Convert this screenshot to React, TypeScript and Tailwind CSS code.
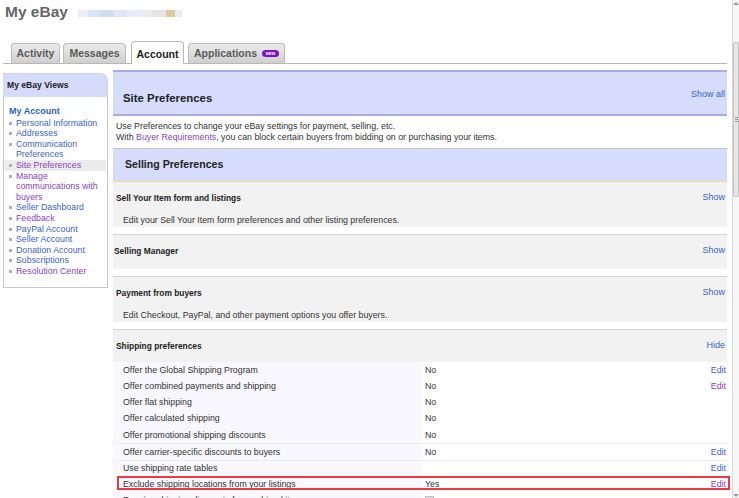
import React from 'react';

const BLUE = 'text-[#3b64c8]';
const PURPLE = 'text-[#8c3fc4]';

const sideLinks: {label: string; visited?: boolean; current?: boolean}[] = [
	{label: 'Personal Information'},
	{label: 'Addresses'},
	{label: 'Communication Preferences'},
	{label: 'Site Preferences', visited: true, current: true},
	{label: 'Manage communications with buyers', visited: true},
	{label: 'Seller Dashboard'},
	{label: 'Feedback', visited: true},
	{label: 'PayPal Account'},
	{label: 'Seller Account'},
	{label: 'Donation Account'},
	{label: 'Subscriptions'},
	{label: 'Resolution Center', visited: true},
];

const shippingRows: {
	label: string;
	value: string;
	edit?: 'blue' | 'purple';
	sep?: boolean;
	flagged?: boolean;
}[] = [
	{label: 'Offer the Global Shipping Program', value: 'No', edit: 'blue'},
	{label: 'Offer combined payments and shipping', value: 'No', edit: 'purple'},
	{label: 'Offer flat shipping', value: 'No'},
	{label: 'Offer calculated shipping', value: 'No'},
	{label: 'Offer promotional shipping discounts', value: 'No'},
	{label: 'Offer carrier-specific discounts to buyers', value: 'No', edit: 'blue', sep: true},
	{label: 'Use shipping rate tables', value: '', edit: 'blue', sep: true},
	{label: 'Exclude shipping locations from your listings', value: 'Yes', edit: 'purple', flagged: true},
	{label: 'Receive shipping discounts for combined items', value: ''},
];

function Tab({label, width, active, badge}: {label: string; width: string; active?: boolean; badge?: boolean}) {
	if (active) {
		return (
			<div
				className={`${width} h-[23px] -mb-px bg-white border border-b-0 border-[#b8b8b8] rounded-t-[4px] flex items-center justify-center pt-[3px] text-[10.5px] font-bold text-[#222]`}
			>
				{label}
			</div>
		);
	}
	return (
		<div
			className={`${width} h-[20px] bg-gradient-to-b from-[#ececec] to-[#cfcfcf] border border-b-0 border-[#bdbdbd] rounded-t-[4px] flex items-center justify-center gap-[5px] text-[10.5px] font-bold text-[#5a5a5a]`}
		>
			{label}
			{badge && (
				<span className="h-[7px] w-[17px] rounded-full bg-[#7a12c8] text-white text-[4px] leading-[7px] font-bold text-center">
					NEW
				</span>
			)}
		</div>
	);
}

function Section({
	title,
	desc,
	action,
	first,
	flushTitle,
	height,
}: {
	title: string;
	desc?: string;
	action: string;
	first?: boolean;
	flushTitle?: boolean;
	height: string;
}) {
	return (
		<div className={first ? '' : 'mt-[7px] border-t border-[#d2d2d2]'}>
			<div className={`${height} bg-[#f2f2f2] flex flex-col`}>
				<div className="flex items-center justify-between h-[32px] shrink-0 pr-[2px]">
					<span className={`${flushTitle ? 'pl-[1px]' : 'pl-[3px]'} text-[8.4px] font-bold text-[#222]`}>{title}</span>
					<span className={`${BLUE} text-[9px]`}>{action}</span>
				</div>
				{desc && <div className="pl-[10px] text-[8.8px] leading-[10px] text-[#333] mt-[1px]">{desc}</div>}
			</div>
		</div>
	);
}

export default function App() {
	return (
		<div className="w-[739px] h-[498px] overflow-hidden bg-white flex font-['Liberation_Sans',Arial,sans-serif]">
			<div className="w-[732px] shrink-0">
				{/* Title */}
				<div className="h-[22px] flex items-center pl-[5px] pt-[1px]">
					<span className="text-[15.5px] font-bold text-[#666] leading-none">My eBay</span>
					<div className="ml-[10px] mt-[3px] flex h-[7px]">
						<div className="w-[10px] bg-[#e9eef7]" />
						<div className="w-[12px] bg-[#dbe5f4]" />
						<div className="w-[14px] bg-[#d2ddf1]" />
						<div className="w-[12px] bg-[#dfe7f5]" />
						<div className="w-[16px] bg-[#e6edf8]" />
						<div className="w-[10px] bg-[#ececec]" />
						<div className="w-[14px] bg-[#e5e5e5]" />
						<div className="w-[9px] bg-[#d9cc92]" />
						<div className="w-[7px] bg-[#ececec]" />
					</div>
				</div>

				{/* Tabs */}
				<div className="ml-[3px] w-[724px] h-[42px] border-b border-[#b8b8b8] flex items-end pl-[8px]">
					<Tab label="Activity" width="w-[49px]" />
					<div className="w-[3px]" />
					<Tab label="Messages" width="w-[63px]" />
					<div className="w-[5px]" />
					<Tab label="Account" width="w-[53px]" active />
					<div className="w-[4px]" />
					<Tab label="Applications" width="w-[97px]" badge />
				</div>

				<div className="flex mt-[6px]">
					{/* Sidebar */}
					<div className="ml-[3px] w-[105px] mt-[3px] self-start">
						<div className="h-[24px] bg-[#d5dcfb] border-t border-r border-[#cdd2ee] rounded-tr-[8px] flex items-center pl-[4px] text-[8.6px] font-bold text-[#222]">
							My eBay Views
						</div>
						<div className="border-x border-b border-[#c9c9c9] pb-[10px] pt-[9px] text-[8.8px] leading-[10.6px]">
							<div className="pl-[5px] font-bold text-[#2d5ec2] text-[9px]">My Account</div>
							<div className="mt-[1px]">
								{sideLinks.map(l => (
									<div key={l.label} className={`flex ${l.current ? 'bg-[#ececec] mr-[1px]' : ''}`}>
										<div className="w-[8px] pl-[5px] pt-[4px]">
											<div className="w-[3px] h-[3px] bg-[#b0b0b0]" />
										</div>
										<div className={`pl-[4px] w-[90px] ${l.visited ? PURPLE : BLUE}`}>{l.label}</div>
									</div>
								))}
							</div>
						</div>
					</div>

					{/* Main */}
					<div className="ml-[5px] w-[614px]">
						<div className="h-[46px] bg-[#d5dcfc] border-t-2 border-b-2 border-[#a9acdc] flex justify-between">
							<span className="mt-[18px] pl-[10px] text-[11.4px] font-bold text-[#222]">Site Preferences</span>
							<span className={`mt-[16px] pr-[2px] text-[9px] ${BLUE}`}>Show all</span>
						</div>
						<div className="h-[33px] border-b border-[#c4c4c4] pt-[5px] pl-[3px] text-[8.8px] leading-[10.5px] text-[#333]">
							<div>Use Preferences to change your eBay settings for payment, selling, etc.</div>
							<div>
								With <span className={PURPLE}>Buyer Requirements</span>, you can block certain buyers from bidding on or
								purchasing your items.
							</div>
						</div>
						<div className="h-[33px] bg-[#d5dcfc] border-b border-[#f2d98a] flex items-center pl-[12px] text-[10.6px] font-bold text-[#222]">
							Selling Preferences
						</div>

						<Section
							first
							height="h-[45px]"
							title="Sell Your Item form and listings"
							desc="Edit your Sell Your Item form preferences and other listing preferences."
							action="Show"
						/>
						<Section flushTitle height="h-[34px]" title="Selling Manager" action="Show" />
						<Section
							height="h-[45px]"
							title="Payment from buyers"
							desc="Edit Checkout, PayPal, and other payment options you offer buyers."
							action="Show"
						/>
						<Section height="h-[32px]" title="Shipping preferences" action="Hide" />

						<div className="text-[8.8px] text-[#333]">
							{shippingRows.map(r => (
								<div
									key={r.label}
									className={`relative h-[16.3px] flex ${r.sep ? 'border-t border-[#ececec]' : ''}`}
								>
									<div className="w-[309px] bg-[#f8f8fe] pl-[10px] flex items-center">{r.label}</div>
									<div className="flex-1 pl-[3px] flex items-center justify-between pr-[1px]">
										<span>
											{r.value}
											{!r.value && !r.edit && (
												<span className="inline-block w-[9px] h-[9px] mt-[5px] border border-[#bbb] bg-[#e6e6e6]" />
											)}
										</span>
										{r.edit && <span className={r.edit === 'blue' ? BLUE : PURPLE}>Edit</span>}
									</div>
									{r.flagged && (
										<div className="absolute left-[4px] -right-[3px] top-0 bottom-[2px] border-2 border-[#ec3a42]" />
									)}
								</div>
							))}
						</div>
					</div>
				</div>
			</div>

			{/* Scrollbar */}
			<div className="w-[7px] border-l border-[#dadada] bg-[#f6f6f6] flex flex-col items-center">
				<div className="mt-[2px] w-0 h-0 border-x-[3px] border-x-transparent border-b-[3px] border-b-[#9a9a9a]" />
				<div className="mt-[37px] w-[6px] h-[155px] rounded-[2px] bg-[#e8e8e8] border border-[#c4c4c4] flex items-center justify-center">
					<div className="flex flex-col gap-[1px]">
						<div className="w-[3px] h-px bg-[#999]" />
						<div className="w-[3px] h-px bg-[#999]" />
						<div className="w-[3px] h-px bg-[#999]" />
					</div>
				</div>
				<div className="mt-auto mb-[1px] w-0 h-0 border-x-[3px] border-x-transparent border-t-[3px] border-t-[#9a9a9a]" />
			</div>
		</div>
	);
}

» **Direction**
From the first line of the material down to the line containing "const PURPLE = 'text-[#8c3fc4]';", inclusive, return each line exactly, skipping any picture.

» **Expected output**
Convert this screenshot to React, TypeScript and Tailwind CSS code.
import React from 'react';

const BLUE = 'text-[#3b64c8]';
const PURPLE = 'text-[#8c3fc4]';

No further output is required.